Turkey Deal 'Does Little To Cut Migrant Flow'


A much touted EU-Turkey deal to curb migration has done little to slow the number of people fleeing war and poverty across the Mediterranean to Europe, according to a report released Thursday ahead of an EU summit.

Around 4,000 people have been landing daily this month in Greece from Turkey, the main launchpad for migrant crossings to Europe, according to a report from Luxembourg, which currently holds the EU’s presidency.

That marks only “a slight reduction” compared to November, when 5,000-6,000 people were arriving, the report said, adding it was not clear that the decline was related to the Nov. 29 deal struck by Brussels with Ankara to try curb the migrant flow.

“This decrease may…be attributed to other factors,” said the report seen by AFP.

The report is the first attempt by the EU to evaluate the effectiveness of its strategy to try reduce migration by getting Turkey to tighten its borders in return for aid and other sweeteners.

It also highlighted shortcomings in other areas, including the fact that only two out of 11 planned “hotspots” in Italy and Greece for the processing of migrants were operational, one on the Italian island of Lampedusa and the other on the Greek island of Lesbos.

Progress implementing a plan to share out 160,000 migrants among EU member states was also painfully slow, the report said, noting that only around 200 refugees had been relocated from Greece and Italy to other countries.

Nearly one million refugees and migrants, most fleeing the Syrian war, have arrived in Europe this year, according to the International Organisation for Migration (IOM).

Germany, the top destination for migrants, said earlier this month that the numbers of asylum-seekers entering its territory had declined due to harsher weather in the Mediterranean.

But thousands have also found themselves blocked at Greece’s border with its northern neighbour Macedonia, which has built a barrier along the frontier to try control the flow of migrants, restricting entry exclusively to refugees from Syria, Iraq and Afghanistan.

Macedonia’s Foreign Minister Nikola Poposki said Thursday his government “does not want borders with barriers, which is not a long-term solution” but that the country of two million inhabitants faced an “even greater challenge” than Greece in trying to handle the huge numbers of people passing through its territory.
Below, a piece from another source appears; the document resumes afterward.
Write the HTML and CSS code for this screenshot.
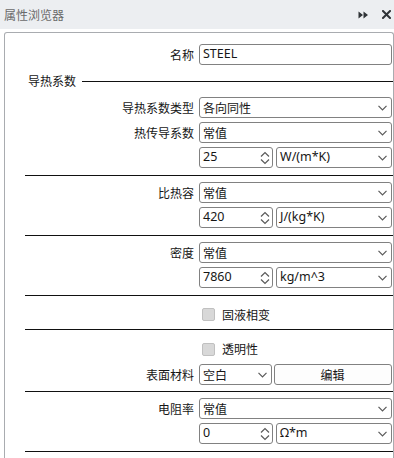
FILE: index.html
```html
<!DOCTYPE html>
<html lang="zh-CN">
<head>
<meta charset="utf-8">
<title>属性浏览器</title>
<link rel="stylesheet" href="styles.css">
</head>
<body>
<div class="titlebar">
  <span class="title">属性浏览器</span>
  <div class="tools">
    <svg class="ico" width="11" height="8" viewBox="0 0 11 8"><path d="M0.5 0.5 L5 4 L0.5 7.5Z M5.5 0.5 L10 4 L5.5 7.5Z" fill="#2f3337"/></svg>
    <svg class="ico" width="9" height="9" viewBox="0 0 9 9"><path d="M1 1 L8 8 M8 1 L1 8" stroke="#2f3337" stroke-width="2" stroke-linecap="square"/></svg>
  </div>
</div>
<div class="panel">
  <div class="sec first">
    <div class="row"><span class="lbl">名称</span><div class="field"><span class="lat">STEEL</span></div></div>
    <div class="header"><span>导热系数</span><i class="hline"></i></div>
    <div class="rows">
      <div class="row"><span class="lbl">导热系数类型</span><div class="field select"><span>各向同性</span><svg class="chev" width="9" height="6" viewBox="0 0 9 6"><path d="M0.5 0.8 L4.5 4.8 L8.5 0.8" fill="none" stroke="#5a5a5a" stroke-width="1.2"/></svg></div></div>
      <div class="row"><span class="lbl">热传导系数</span><div class="field select"><span>常值</span><svg class="chev" width="9" height="6" viewBox="0 0 9 6"><path d="M0.5 0.8 L4.5 4.8 L8.5 0.8" fill="none" stroke="#5a5a5a" stroke-width="1.2"/></svg></div></div>
      <div class="row"><span class="lbl"></span><div class="pair">
        <div class="field spin"><span class="lat">25</span><svg class="arrows" width="10" height="14" viewBox="0 0 10 14"><path d="M1 5.5 L5 1.5 L9 5.5 M1 8.5 L5 12.5 L9 8.5" fill="none" stroke="#5a5a5a" stroke-width="1.2"/></svg></div>
        <div class="field select"><span class="lat">W/(m*K)</span><svg class="chev" width="9" height="6" viewBox="0 0 9 6"><path d="M0.5 0.8 L4.5 4.8 L8.5 0.8" fill="none" stroke="#5a5a5a" stroke-width="1.2"/></svg></div>
      </div></div>
    </div>
  </div>
  <div class="sep"></div>
  <div class="sec">
    <div class="rows">
      <div class="row"><span class="lbl">比热容</span><div class="field select"><span>常值</span><svg class="chev" width="9" height="6" viewBox="0 0 9 6"><path d="M0.5 0.8 L4.5 4.8 L8.5 0.8" fill="none" stroke="#5a5a5a" stroke-width="1.2"/></svg></div></div>
      <div class="row"><span class="lbl"></span><div class="pair">
        <div class="field spin"><span class="lat">420</span><svg class="arrows" width="10" height="14" viewBox="0 0 10 14"><path d="M1 5.5 L5 1.5 L9 5.5 M1 8.5 L5 12.5 L9 8.5" fill="none" stroke="#5a5a5a" stroke-width="1.2"/></svg></div>
        <div class="field select"><span class="lat">J/(kg*K)</span><svg class="chev" width="9" height="6" viewBox="0 0 9 6"><path d="M0.5 0.8 L4.5 4.8 L8.5 0.8" fill="none" stroke="#5a5a5a" stroke-width="1.2"/></svg></div>
      </div></div>
    </div>
  </div>
  <div class="sep"></div>
  <div class="sec">
    <div class="rows">
      <div class="row"><span class="lbl">密度</span><div class="field select"><span>常值</span><svg class="chev" width="9" height="6" viewBox="0 0 9 6"><path d="M0.5 0.8 L4.5 4.8 L8.5 0.8" fill="none" stroke="#5a5a5a" stroke-width="1.2"/></svg></div></div>
      <div class="row"><span class="lbl"></span><div class="pair">
        <div class="field spin"><span class="lat">7860</span><svg class="arrows" width="10" height="14" viewBox="0 0 10 14"><path d="M1 5.5 L5 1.5 L9 5.5 M1 8.5 L5 12.5 L9 8.5" fill="none" stroke="#5a5a5a" stroke-width="1.2"/></svg></div>
        <div class="field select"><span class="lat">kg/m^3</span><svg class="chev" width="9" height="6" viewBox="0 0 9 6"><path d="M0.5 0.8 L4.5 4.8 L8.5 0.8" fill="none" stroke="#5a5a5a" stroke-width="1.2"/></svg></div>
      </div></div>
    </div>
  </div>
  <div class="sep"></div>
  <div class="sec single">
    <div class="row"><span class="lbl"></span><div class="cb"><i class="box"></i><span>固液相变</span></div></div>
  </div>
  <div class="sep"></div>
  <div class="sec mat-sec">
    <div class="rows">
      <div class="row check"><span class="lbl"></span><div class="cb"><i class="box"></i><span>透明性</span></div></div>
      <div class="row"><span class="lbl">表面材料</span><div class="pair mat">
        <div class="field select"><span>空白</span><svg class="chev" width="9" height="6" viewBox="0 0 9 6"><path d="M0.5 0.8 L4.5 4.8 L8.5 0.8" fill="none" stroke="#5a5a5a" stroke-width="1.2"/></svg></div>
        <div class="field button"><span>编辑</span></div>
      </div></div>
    </div>
  </div>
  <div class="sep"></div>
  <div class="sec">
    <div class="rows">
      <div class="row"><span class="lbl">电阻率</span><div class="field select"><span>常值</span><svg class="chev" width="9" height="6" viewBox="0 0 9 6"><path d="M0.5 0.8 L4.5 4.8 L8.5 0.8" fill="none" stroke="#5a5a5a" stroke-width="1.2"/></svg></div></div>
      <div class="row"><span class="lbl"></span><div class="pair">
        <div class="field spin"><span class="lat">0</span><svg class="arrows" width="10" height="14" viewBox="0 0 10 14"><path d="M1 5.5 L5 1.5 L9 5.5 M1 8.5 L5 12.5 L9 8.5" fill="none" stroke="#5a5a5a" stroke-width="1.2"/></svg></div>
        <div class="field select"><span class="lat">Ω*m</span><svg class="chev" width="9" height="6" viewBox="0 0 9 6"><path d="M0.5 0.8 L4.5 4.8 L8.5 0.8" fill="none" stroke="#5a5a5a" stroke-width="1.2"/></svg></div>
      </div></div>
    </div>
  </div>
  <div class="sep"></div>
</div>
</body>
</html>
```

FILE: styles.css
```css
* { box-sizing: border-box; }
html, body {
  margin: 0;
  padding: 0;
  width: 394px;
  height: 458px;
  overflow: hidden;
  background: #ffffff;
  font-family: "Noto Sans CJK SC", "Noto Sans", sans-serif;
  font-size: 12px;
  color: #161616;
}
.titlebar {
  height: 29px;
  background: #eceef1;
  display: flex;
  align-items: center;
  justify-content: space-between;
  padding: 0 3px 0 4px;
}
.title {
  color: #6a6a6a;
  font-size: 12px;
  line-height: 1;
}
.tools {
  display: flex;
  align-items: center;
  gap: 13px;
}
.ico { display: block; }
.panel {
  margin: 3px 0 0 4px;
  height: 440px;
  border: 1px solid #a9acb0;
  border-bottom: none;
  border-radius: 3px 3px 0 0;
}
.sec {
  padding: 6px 0 7px;
}
.sec.first {
  padding-top: 11px;
}
.sec.single {
  padding: 8px 0 4px;
}
.sec.mat-sec {
  padding: 8px 0 6px;
}
.rows {
  display: flex;
  flex-direction: column;
  gap: 4px;
}
.row {
  display: grid;
  grid-template-columns: 189px 193px;
  column-gap: 5px;
  height: 21px;
  align-items: center;
}
.row.check { height: 22px; }
.lbl {
  text-align: right;
  line-height: 1;
  white-space: nowrap;
}
.header {
  display: flex;
  align-items: center;
  height: 16px;
  margin: 8px 0;
  padding-left: 23px;
}
.header span { line-height: 1; }
.hline {
  flex: 1;
  height: 1px;
  background: #111;
  margin-left: 6px;
}
.sep {
  height: 1px;
  background: #111;
  margin-left: 20px;
}
.field {
  height: 21px;
  border: 1px solid #818181;
  border-radius: 3px;
  background: #fff;
  display: flex;
  align-items: center;
  padding: 0 4px 0 3px;
  line-height: 1;
  white-space: nowrap;
}
.select {
  justify-content: space-between;
}
.chev { display: block; margin-top: 1px; }
.spin {
  justify-content: space-between;
  padding-right: 2px;
}
.arrows { display: block; }
.lat {
  font-family: "Noto Sans", "Noto Sans CJK SC", sans-serif;
  font-size: 12.5px;
}
.pair {
  display: grid;
  grid-template-columns: 74px 1fr;
  column-gap: 3px;
}
.pair.mat {
  grid-template-columns: 73px 1fr;
  column-gap: 2px;
}
.button {
  justify-content: center;
  background: #fdfdfd;
}
.cb {
  display: flex;
  align-items: center;
  padding-left: 3px;
}
.box {
  width: 13px;
  height: 13px;
  border: 1px solid #c0c0c0;
  border-radius: 2px;
  background: #d8d8d8;
  margin-right: 7px;
}
.cb span { line-height: 1; }
```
Speaking after talks in Athens with his Greek counterpart Nikos Kotzias the Macedonian minister said the blockages could be “overcome if Athens implemented a “credible (asylum-seeker) registration process”.

His call echoed EU demands for Greece to better manage the migrant influx — a call issued with greater insistency after it emerged that at least two of the jihadists who carried out a massacre in Paris on Nov. 13 had been registered in Greece as Syrian refugees.

Germany and several other nations are meeting with the Turkish Prime Minister Ahmet Davutoglu before a full EU summit to discuss the situation.

Under their November deal, EU leaders pledged three billion euros ($3.2 billion) in aid to help improve the lot of the more than two million Syrian refugees sheltering on Turkish soil.

In exchange, Turkey agreed to try to limit the numbers travelling to Europe and tackle human smugglers who profit from their desperate journeys.